>> START Available data

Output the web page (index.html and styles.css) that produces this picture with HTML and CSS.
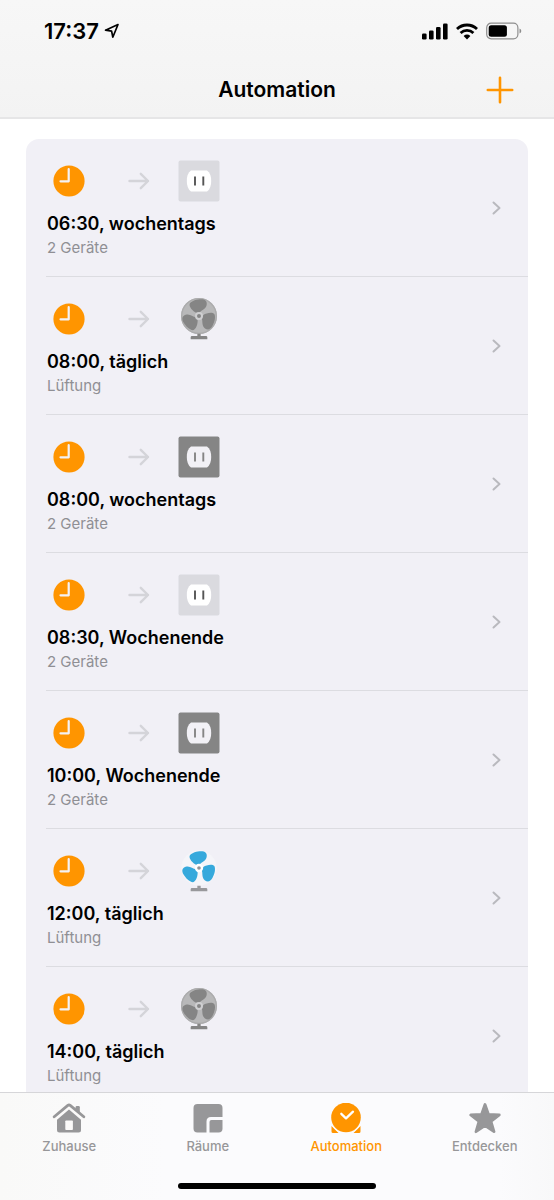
FILE: index.html
```html
<!DOCTYPE html>
<html lang="de">
<head>
<meta charset="utf-8">
<meta name="viewport" content="width=device-width, initial-scale=1">
<title>Automation</title>
<link rel="stylesheet" href="styles.css">
</head>
<body>
<svg class="sprite" aria-hidden="true">
  <symbol id="clock" viewBox="0 0 32 32">
    <circle cx="16" cy="16" r="15.6" fill="#ff9500"/>
    <path d="M15.7 4.2V16.3H7.5" fill="none" stroke="#f4f2f5" stroke-width="2.2" stroke-linecap="round" stroke-linejoin="round"/>
  </symbol>
  <symbol id="arrow" viewBox="0 0 22 18">
    <path d="M1.5 9H20M12.8 1.8L20 9l-7.2 7.2" fill="none" stroke="#d4d4d9" stroke-width="2.4" stroke-linecap="round" stroke-linejoin="round"/>
  </symbol>
  <symbol id="chevron" viewBox="0 0 10 14">
    <path d="M1.5 1.5L7.5 7l-6 5.500" fill="none" stroke="#b9b9be" stroke-width="2" stroke-linecap="round" stroke-linejoin="round"/>
  </symbol>
  <symbol id="outlet-on" viewBox="0 0 42 42">
    <rect x=".5" y=".5" width="41" height="41" rx="2" fill="#dadadf"/>
    <path d="M13 10.500H29Q33.200 13.500 33.200 21T29 31.500H13Q8.800 28.500 8.800 21T13 10.500Z" fill="#fff"/>
    <path d="M17 16.500v9M25.300 16.500v9" stroke="#555" stroke-width="1.900"/>
  </symbol>
  <symbol id="outlet-off" viewBox="0 0 42 42">
    <rect x=".5" y=".5" width="41" height="41" rx="2" fill="#858585"/>
    <path d="M13 10.500H29Q33.200 13.500 33.200 21T29 31.500H13Q8.800 28.500 8.800 21T13 10.500Z" fill="#f2f1f6"/>
    <path d="M17 16.500v9M25.300 16.500v9" stroke="#858585" stroke-width="1.900"/>
  </symbol>
  <symbol id="fan-off" viewBox="-63 -54 126 126">
    <circle r="54" fill="#b8b8b9"/>
    <circle r="52" fill="none" stroke="#acacad" stroke-width="4"/>
    <g fill="#858585">
      <path id="blade" d="M-9-10C-18-14-31-28-28-37C-22-46-6-50 6-50C19-50 25-44 23-33C20-19 7-19 1-9Z"/>
      <use href="#blade" transform="rotate(120)"/>
      <use href="#blade" transform="rotate(240)"/>
    </g>
    <circle r="9" fill="#858585" stroke="#cfcfd1" stroke-width="6"/>
    <path d="M-5 53H5V60H21Q25 60 25 64V70H-25V64Q-25 60-21 60H-5Z" fill="#858585"/>
  </symbol>
  <symbol id="fan-on" viewBox="-63 -54 126 126">
    <circle r="53" fill="#f5f5f9"/>
    <g fill="#36a9dc">
      <use href="#blade"/>
      <use href="#blade" transform="rotate(120)"/>
      <use href="#blade" transform="rotate(240)"/>
    </g>
    <circle r="9" fill="#929295" stroke="#fff" stroke-width="7"/>
    <path d="M-5 53H5V60H21Q25 60 25 64V70H-25V64Q-25 60-21 60H-5Z" fill="#98989b"/>
  </symbol>
</svg>

<div class="app">
  <header class="top">
    <div class="status">
      <div class="status-left">
        <span class="time">17:37</span>
        <svg class="location" viewBox="0 0 16 16"><path d="M14 1.500L1.500 7.200 7.600 8.100 8.800 14.200Z" fill="none" stroke="#000" stroke-width="1.700" stroke-linejoin="round"/></svg>
      </div>
      <div class="status-right">
        <svg class="signal" viewBox="0 0 26 17"><rect y="10.500" width="4.600" height="6" rx="1.300"/><rect x="7" y="7.500" width="4.600" height="9" rx="1.300"/><rect x="14" y="4" width="4.600" height="12.500" rx="1.300"/><rect x="21" y=".5" width="4.600" height="16" rx="1.300"/></svg>
        <svg class="wifi" viewBox="0 0 22 17"><g fill="none" stroke="#000" stroke-width="2.800"><path d="M1 6A14.500 14.500 0 0 1 21 6"/><path d="M4.600 9.900A9.300 9.300 0 0 1 17.400 9.900"/></g><path d="M7.600 12.900Q11 10.200 14.400 12.900L11 16.500Z"/></svg>
        <svg class="battery" viewBox="0 0 36 18"><rect x=".7" y="1.200" width="31.200" height="15.600" rx="4.500" fill="none" stroke="#8d8d8d" stroke-width="1.200"/><rect x="2.700" y="3.200" width="18.200" height="11.600" rx="2.500"/><path d="M33.500 6.500Q35.300 7.200 35.300 9T33.500 11.500Z" fill="#8d8d8d"/></svg>
      </div>
    </div>
    <div class="nav">
      <h1 class="nav-title">Automation</h1>
      <button class="add" type="button" aria-label="Automation hinzufügen">
        <svg class="plus" viewBox="0 0 28 28"><path d="M14 1.800V26.200M1.800 14H26.200" stroke="#ff9500" stroke-width="2.600" stroke-linecap="round"/></svg>
      </button>
    </div>
  </header>

  <main class="content">
    <ul class="list">
      <li class="item"><a class="row" href="#"><span class="body"><span class="icons"><svg class="clock"><use href="#clock"/></svg><svg class="arrow"><use href="#arrow"/></svg><svg class="device"><use href="#outlet-on"/></svg></span><span class="name">06:30, wochentags</span><span class="detail">2 Geräte</span></span><svg class="chevron"><use href="#chevron"/></svg></a></li>
      <li class="item"><a class="row" href="#"><span class="body"><span class="icons"><svg class="clock"><use href="#clock"/></svg><svg class="arrow"><use href="#arrow"/></svg><svg class="device"><use href="#fan-off"/></svg></span><span class="name">08:00, täglich</span><span class="detail">Lüftung</span></span><svg class="chevron"><use href="#chevron"/></svg></a></li>
      <li class="item"><a class="row" href="#"><span class="body"><span class="icons"><svg class="clock"><use href="#clock"/></svg><svg class="arrow"><use href="#arrow"/></svg><svg class="device"><use href="#outlet-off"/></svg></span><span class="name">08:00, wochentags</span><span class="detail">2 Geräte</span></span><svg class="chevron"><use href="#chevron"/></svg></a></li>
      <li class="item"><a class="row" href="#"><span class="body"><span class="icons"><svg class="clock"><use href="#clock"/></svg><svg class="arrow"><use href="#arrow"/></svg><svg class="device"><use href="#outlet-on"/></svg></span><span class="name">08:30, Wochenende</span><span class="detail">2 Geräte</span></span><svg class="chevron"><use href="#chevron"/></svg></a></li>
      <li class="item"><a class="row" href="#"><span class="body"><span class="icons"><svg class="clock"><use href="#clock"/></svg><svg class="arrow"><use href="#arrow"/></svg><svg class="device"><use href="#outlet-off"/></svg></span><span class="name">10:00, Wochenende</span><span class="detail">2 Geräte</span></span><svg class="chevron"><use href="#chevron"/></svg></a></li>
      <li class="item"><a class="row" href="#"><span class="body"><span class="icons"><svg class="clock"><use href="#clock"/></svg><svg class="arrow"><use href="#arrow"/></svg><svg class="device"><use href="#fan-on"/></svg></span><span class="name">12:00, täglich</span><span class="detail">Lüftung</span></span><svg class="chevron"><use href="#chevron"/></svg></a></li>
      <li class="item"><a class="row" href="#"><span class="body"><span class="icons"><svg class="clock"><use href="#clock"/></svg><svg class="arrow"><use href="#arrow"/></svg><svg class="device"><use href="#fan-off"/></svg></span><span class="name">14:00, täglich</span><span class="detail">Lüftung</span></span><svg class="chevron"><use href="#chevron"/></svg></a></li>
    </ul>
  </main>

  <footer class="bottom">
    <nav class="tabs">
      <a class="tab" href="#">
        <svg class="tab-icon" viewBox="0 0 34 32"><path d="M17 6.500L29 16.800V27Q29 29.500 26.500 29.500H7.500Q5 29.500 5 27V16.800Z"/><path d="M2 14.500L15.800 2.600Q17 1.600 18.200 2.600L32 14.500" fill="none" stroke="#fbfaf9" stroke-width="6" stroke-linecap="round"/><path d="M2.200 13.800L15.800 2.400Q17 1.500 18.200 2.400L31.800 13.800" fill="none" stroke="currentColor" stroke-width="2.800" stroke-linecap="round"/><path d="M23.600 4.200Q23.600 3 24.800 3H26.600Q27.800 3 27.800 4.200V10.500L23.600 7Z"/><rect x="13.300" y="17.500" width="7.600" height="9.500" rx=".8" fill="#fbfaf9"/></svg>
        <span class="tab-label">Zuhause</span>
      </a>
      <a class="tab" href="#">
        <svg class="tab-icon" viewBox="0 0 34 32"><path d="M6.500 1H27.500Q31.500 1 31.500 5V14H20Q15.500 14 15.500 18.500V29.500H6.500Q2.500 29.500 2.500 25.500V5Q2.500 1 6.500 1Z"/><path d="M31.500 17V25.500Q31.500 29.500 27.500 29.500H18.500V19Q18.500 17 20.500 17Z"/></svg>
        <span class="tab-label">Räume</span>
      </a>
      <a class="tab tab-active" href="#" aria-current="page">
        <svg class="tab-icon" viewBox="0 0 34 32"><path d="M2.500 23L9.500 30H4Q2.500 30 2.500 28.500ZM31.500 23L24.500 30H30Q31.500 30 31.500 28.500Z"/><circle cx="17" cy="14.500" r="16.200" fill="#fbfbfd"/><circle cx="17" cy="14.500" r="14.800"/><path d="M12.300 10.800L17 15.300 24 8.700" fill="none" stroke="#fff" stroke-width="2.300" stroke-linecap="round" stroke-linejoin="round"/></svg>
        <span class="tab-label">Automation</span>
      </a>
      <a class="tab" href="#">
        <svg class="tab-icon" viewBox="0 0 34 32"><path d="M17 1.500L20.500 11.500 31.300 12 23 18.500 26 28.700 17 22.700 8 28.700 11 18.500 2.700 12 13.500 11.500Z" stroke="currentColor" stroke-width="2.800" stroke-linejoin="round"/></svg>
        <span class="tab-label">Entdecken</span>
      </a>
    </nav>
    <div class="home-bar"></div>
  </footer>
</div>
</body>
</html>
```

FILE: styles.css
```css
* {
  box-sizing: border-box;
}

body {
  margin: 0;
  background: #fff;
  color: #000;
  font-family: Inter, "Liberation Sans", sans-serif;
}

a {
  color: inherit;
  text-decoration: none;
}

svg {
  display: block;
  flex: none;
}

.sprite {
  position: absolute;
  width: 0;
  height: 0;
}

.app {
  display: flex;
  flex-direction: column;
  height: 100vh;
}

.top {
  flex: none;
  background: linear-gradient(#f7f7f7, #f3f3f3);
  border-bottom: 2px solid #e6e6e7;
}

.status {
  display: flex;
  align-items: center;
  justify-content: space-between;
  height: 62px;
  padding: 0 32px 0 44px;
}

.status-left,
.status-right {
  display: flex;
  align-items: center;
}

.status-left {
  gap: 5px;
}

.status-right {
  gap: 8px;
}

.time {
  font-size: 22px;
  font-weight: 600;
  line-height: 24px;
}

.location {
  width: 16px;
  height: 16px;
}

.signal {
  width: 26px;
  height: 17px;
}

.wifi {
  width: 22px;
  height: 17px;
}

.battery {
  width: 36px;
  height: 18px;
}

.nav {
  display: grid;
  grid-template-columns: 1fr auto 1fr;
  align-items: center;
  height: 55px;
  padding: 0 40px;
}

.nav-title {
  grid-column: 2;
  margin: 0;
  font-size: 21px;
  font-weight: 600;
  line-height: 28px;
}

.add {
  justify-self: end;
  padding: 0;
  border: 0;
  background: none;
}

.plus {
  width: 28px;
  height: 28px;
}

.content {
  flex: 1;
  min-height: 0;
  overflow: auto;
  scrollbar-width: none;
  padding: 20px 26px;
}

.list {
  margin: 0;
  padding: 0 0 0 20px;
  list-style: none;
  background: #f1f0f6;
  border-radius: 13px;
}

.item + .item {
  border-top: 1px solid #dcdce1;
}

.row {
  display: flex;
  align-items: center;
  justify-content: space-between;
  padding: 21px 26px 16px 1px;
}

.body {
  display: flex;
  flex-direction: column;
}

.icons {
  display: flex;
  align-items: center;
  height: 42px;
  margin-bottom: 10px;
  padding-left: 6px;
}

.clock {
  width: 32px;
  height: 32px;
  margin-right: 43px;
}

.arrow {
  width: 22px;
  height: 18px;
  margin-right: 28px;
}

.device {
  width: 42px;
  height: 42px;
}

.name {
  font-size: 18px;
  font-weight: 600;
  line-height: 24px;
  white-space: nowrap;
}

.detail {
  color: #8f8f94;
  font-size: 15px;
  line-height: 24px;
}

.chevron {
  width: 10px;
  height: 14px;
  margin-bottom: 4px;
}

.bottom {
  flex: none;
  background: linear-gradient(90deg, #f9f9f8, #fbfbfd 30%, #fbfbfd 90%, #f8f8f9);
  border-top: 1px solid #d6d6d9;
}

.tabs {
  display: grid;
  grid-template-columns: repeat(4, 1fr);
  padding-top: 10px;
}

.tab {
  display: flex;
  flex-direction: column;
  align-items: center;
  gap: 1px;
  color: #979799;
}

.tab-active {
  color: #ff9500;
}

.tab-icon {
  width: 34px;
  height: 32px;
  fill: currentColor;
}

.tab-label {
  font-size: 13px;
  font-weight: 500;
  line-height: 20px;
}

.home-bar {
  width: 198px;
  height: 6px;
  margin: 27px auto 11px;
  border-radius: 3px;
  background: #000;
}
```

>> END Available data

→ **Exercise goal**
Collect, from the material above, every line containing the word "page".

→ **Answer to the exercise**
Output the web page (index.html and styles.css) that produces this picture with HTML and CSS.
      <a class="tab tab-active" href="#" aria-current="page">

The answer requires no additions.